The county should halt work there until SR 56 is completed.

Raymond Kobasko, Wesley Chapel

American Dream lays out its agenda

With summertime near, it is time to communicate our The American Dream plans. June 13, we will convene our sixth Congress of the American Dream Practitioners. The American Dream is an assembly of Pasco community leaders and concerned citizens seeking to alleviate the plight of children living in abject poverty.

This year, our congress will be held on the west campus of Pasco-Hernando Community College. The delegates will consider how communities can work together to become more self-sufficient and self-sustaining.

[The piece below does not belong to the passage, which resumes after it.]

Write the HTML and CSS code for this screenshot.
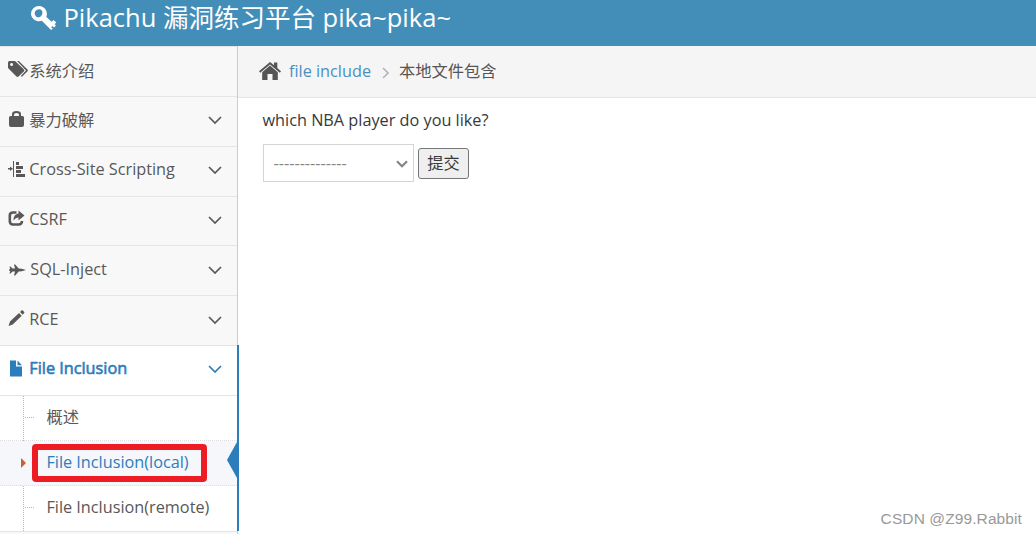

We will look at two practical programs that work toward that purpose: Pasco's own "Morning Star Fishermen" project and the Miami "Roots in the City."

The congress is open to the public, but we anticipate that most of our child care agencies will send a delegate to represent their program. As always, there will be ample time for our delegates to network, exchange ideas and discuss workable solutions for many of our child care challenges.

We are most pleased to announce Wachovia bank will be our cooperate sponsor for this year's congress. Our keynote speaker, Ardian Zika, vice president commercial banker for Wachovia bank, will share his highly personal experience.

Again this summer, we will be collecting school supplies for many children. We hope to provide needed supplies to many of our Toys for Tots children. After our main distribution, we will distribute all our remaining collection of school supplies to various Title 1 schools.

Also, Toys for Tots of East Pasco wants to help even more children at Christmas. We will distribute toys, food and other essential items to the children of our registered families. With the valuable assistance of many organizations, groups and individuals, we aim to serve more than 3, 500 children in five areas in east and central Pasco County.

In the fall, we will offer another class for Pasco County high school students on PHCC's east campus. The course, Community Organization: Theory & Practice, helps train our future leaders in the art and science of how communities are organized and how they operate.

Again this year, we will ask groups and organizations to assist these students by paying their college tuition fees. This course was our first step in creating an educational component for our The American Dream model.

We will be circulating a "needs assessment" document to all our participating delegates.

Also, we will ask our delegates' support for establishing a Pasco County-based Center for Community Studies.

After eight years of examining of the problems of poverty-bound families, it has become clear to me that we need to augment the education of our children to include the study of how communities are built and how they operate.

The proposed Center for Community Studies holds awe-inspiring implications for the future of Pasco County students and beyond.

We gratefully welcome any and all feedback from our community neighbors and friends. Please, consider attending the sixth The American Dream congress and join us in empowering our most prized possession, our children.

The American Dream is the birthright of all of our children, so please plan to join us at 8:30 a.m. June 13 on the west campus of PHCC.